Generalmente en estas pequeñas localidades de provincia suelen haber típicos personajes que casi siempre provocan la nota cómica con su sola presencia o con sus ocurrencias, ingenuos y sin dañar a nadie, que por repetidos son mirados con indiferencia a veces, o con simpatía otras. Entre esos personajes había uno que durante muchos años fué muy popular y vivía de la dádiva de la gente, generalmente monedas de los vecinos o los colonos que concurrían al pueblo en sus sulkys por sus asuntos. Se llamaba Lorenzo, e invariablemente iba a la estación del ferrocarril en los horarios de llegada del tren que hacía el recorrido Buenos Aires - Encarnación (Paraguay) conocido como el internacional. Cada vez que arribaba algún pasajero a la estación Pedernal, Lorenzo se ofrecía solícito para traer las valijas hasta el pueblo, distante unas tres o cuatro cuadras de terreno descampado e irregular; se lo veía caminar con cierta torpeza, tomando varios descansos en el trayecto. Cierta vez en que llegó de visita mi tía María, contrató a Lorenzo para que le lleve la valija, y al llegar a destino, en vez de las monedas habituales le entregó un peso! A Lorenzo le brillaron los ojos de contento expresándole: “Che María, tenés que venir más seguido a visitar tus parientes...”

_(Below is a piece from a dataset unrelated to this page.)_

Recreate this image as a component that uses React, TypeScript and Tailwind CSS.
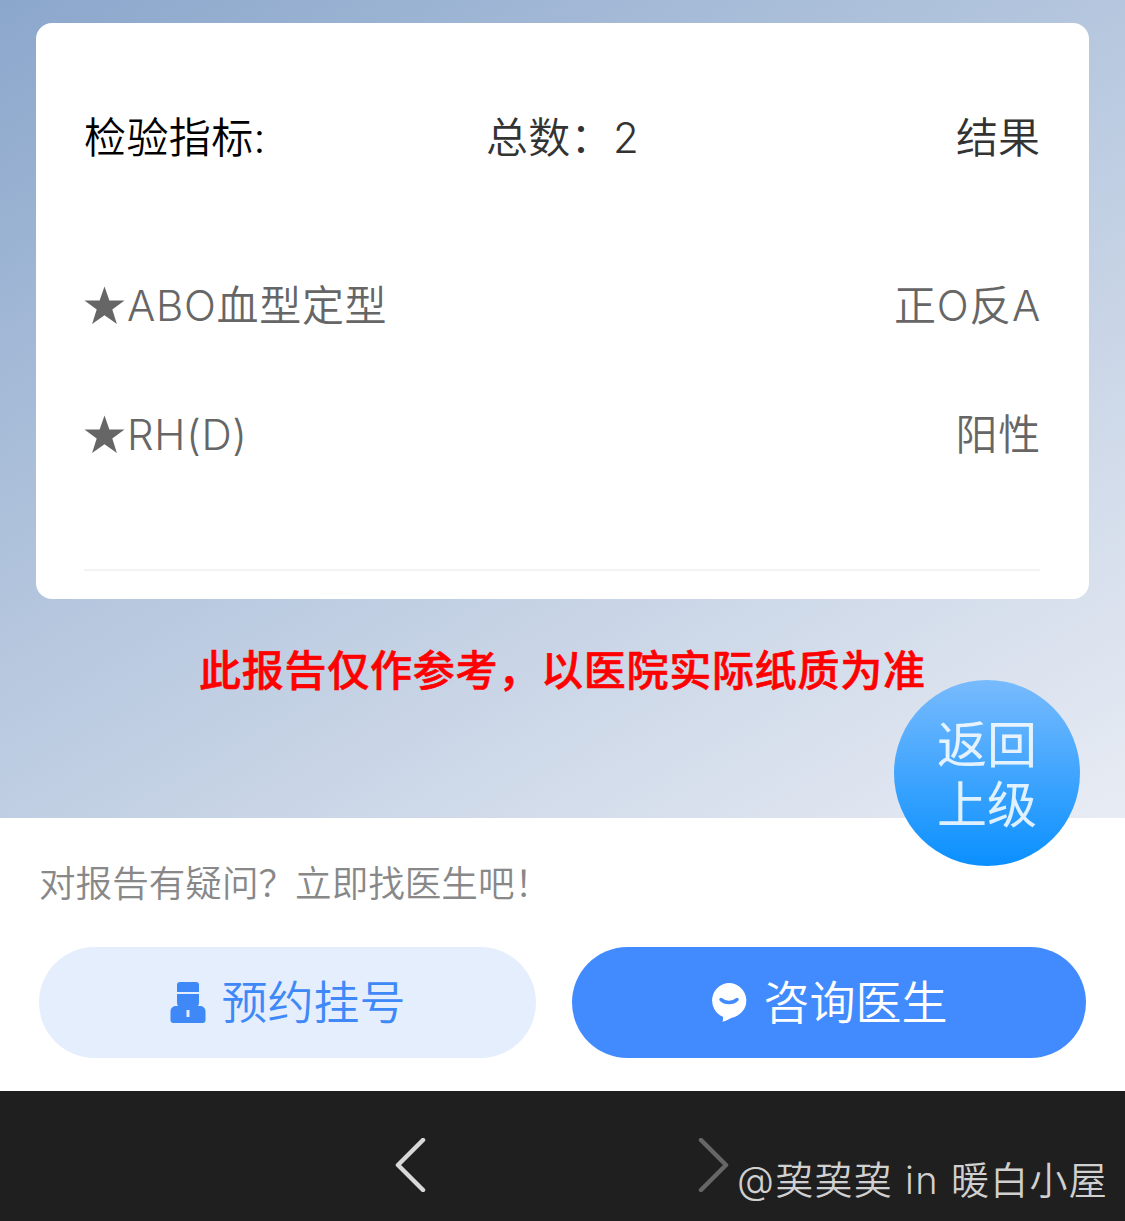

Yo recuerdo a Lorenzo siendo una persona de edad avanzada, pero se comentaba en la colonia que muchos años atrás se le conoció compañera llamada Vicenta. En sus años mozos hacía changas en el campo, teniendo un ranchito en campo de algún colono. Contaban que en cierta ocasión la señora de un colono había echado una clueca sobre huevos de ganso, los que no eclosionaron pudriéndose, por lo que los juntó y se los regaló a Lorenzo que agradecido y muy contento se los llevó a su casa. Pasado un tiempo lo encuentra y le pregunta: “Lorenzo, ¿qué tal estaban los huevos que te regalé?” a lo que responde: “Estaban demás lindos, doña. Cuando los rompimos hicieron... paf! Y tenían un olor demás jediondo! Yo los comí con azúcar y la Vicenta con sal...!
Estas diversas situaciones en ambientes rurales son habituales con las consabidas variantes, y a través del tiempo que en su inexorable transcurrir, quedan como anécdotas que suelen ser recordadas por sus pobladores como sucesos naturales, sin malicias y repetidas un par de generaciones hasta que, como tantas vivencias del pago chico, quedan relegadas al olvido.